Playing politics leaves oil minors over a barrel



If a reminder were needed of the political perils faced by small resources companies in the developing world, it was provided last week by Libya's treatment of Verenex Energy. The Canadian explorer has discovered as much as two billion barrels of oil and gas in Libya's Ghadames basin. Despite being a tiny company competing in inhospitable territory against some of the world's biggest international oil firms, Verenex has established in the past four years a track record as the most successful explorer in a country that has Africa's biggest proven oil reserves.

Now, instead of being richly rewarded for its astonishing achievement, it has been manoeuvred into recommending to its shareholders a lower takeover offer from a government that used its muscle to squash a higher bid.
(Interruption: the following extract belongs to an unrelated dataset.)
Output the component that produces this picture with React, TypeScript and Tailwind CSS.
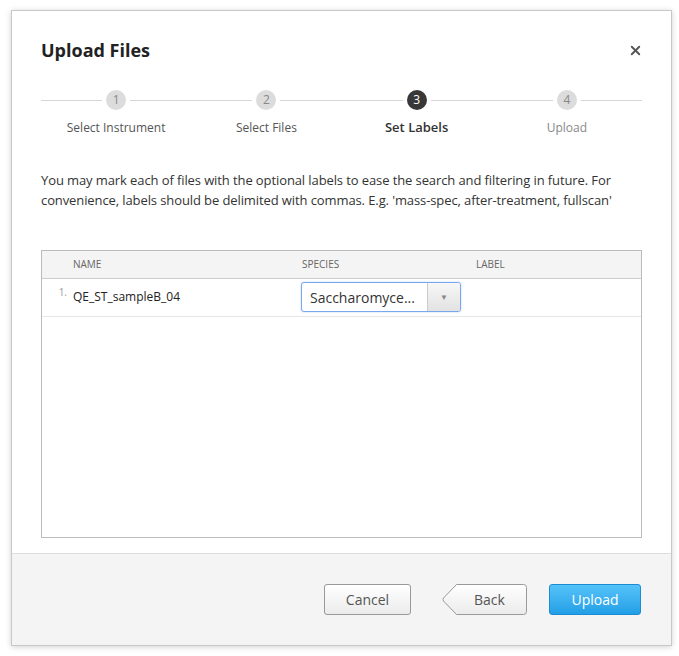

The trouble started earlier this year, after China National Petroleum Corporation (CNPC) offered to buy Verenex for about C$499 million (Dh1.71bn) on the strength of its Libyan discoveries. Approval was needed from Verenex's joint venture partner, the Libyan National Oil Company (NOC), but the state oil firm dragged its feet, even though Verenex agreed to pay a C$46.7m "approval bonus" to expedite the clearance. In March, NOC said the state would block the Chinese deal but would match the C$10 per share offer.

In June, however, Verenex disclosed that Libyan authorities were investigating allegations that the Canadian company had been improperly pre-qualified to bid for the exploration rights it had been awarded in 2005. Verenex cried foul, alleging the Libyan government was seeking "either a reduced purchase price or an increased approval bonus", and threatened to take the matter to court. Last month, a senior Libyan official admitted that the General People's Committee, a group of powerful officials headed by the country's president, Muammar Qadafi, was indeed seeking a deal for the state to acquire Verenex at a discount. A price of C$9 per share was suggested as appropriate.

Just a few weeks later, after CNPC withdrew its bid, Verenex has been squeezed into agreeing to be acquired by the Libyan Investment Authority fund for just C$7.09 a share, representing a discount of nearly 30 per cent from the Chinese offer. Some minority shareholders have already voiced their disapproval, but the company's board has recommended the transaction as the best option "realistically available" to Verenex.

The directors clearly had no appetite for a protracted international legal battle and doubted the company could afford or would be allowed to develop its discoveries. The Canadian government, which informed Tripoli in June that it expected the matter to be resolved in a manner fair to Verenex's shareholders, has lately been silent on the affair. Verenex is not the only oil junior to have had its development plans upset this year by a host country's politics. Norway's DNO and Turkey's Genel Enerji are still waiting to be paid for oil worth tens of millions of dollars a day that they have been pumping since the beginning of June for export from northern Iraq. The Chinese state-owned Sinopec is in the same boat after its recent acquisition of Canada's Addax Petroleum, which is also among the region's oil producers.

The problem is that the oilfields are in semi-autonomous Kurdistan, and the producers have been caught in a bitter feud between the Kurdish government and Baghdad over territory and resources. Their contracts are with the Kurds, and Baghdad has not budged from its position that they are "illegal", even though they predate Iraq's current constitution, and despite Baghdad's decision to allow Kurdish oil exports to commence.

"These contracts have to be reviewed by the government of Iraq and amended if necessary," the Iraqi oil minister, Dr Hussain al Shahristani, said earlier this month on the sidelines of an OPEC meeting in Vienna. "The contracts have no standing with us and we will not consider any payment to these companies. Whoever signed the contracts will have to take care of that." The snag with that position is that allowing Baghdad to amend Kurdish oil contracts would amount to handing control of the region's most valuable resource to the central government - not a proposition acceptable to the Kurds.

And if Baghdad ignores the companies pumping the oil when it splits the export revenues it collects, then the Kurds and their foreign partners could all lose money. Dr al Shahristani's uncompromising attitude over Kurdish oil contracts is at odds with his goal of boosting Iraqi output and export revenues, but the political standoff is not just about resource development in existing Kurdish territory.

Also at stake is the Kurds' claim to disputed territories, including the northern city of Kirkuk and its huge oilfield. In other words, the small foreign oil producers in Kurdistan have become pawns in a larger chess game. John Manzoni, the chief executive of Talisman Energy, a Canadian company with stakes in two Kurdish oil blocks, said it was in no hurry to start pumping oil. "We'll move gradually to some sort of constructive political agreement within the next few years, and it might take that long," he told reporters.

In the interim, the Kurdish government is doing what it can to placate its foreign partners by awarding them a bigger share of revenue from local oil sales. That may be small consolation, as the Kurds have only one refinery, with just 20,000 barrels per day (bpd) of initial processing capacity, which they hope eventually to expand to 75,000 bpd. That is still more goodwill, though, than Tripoli is offering.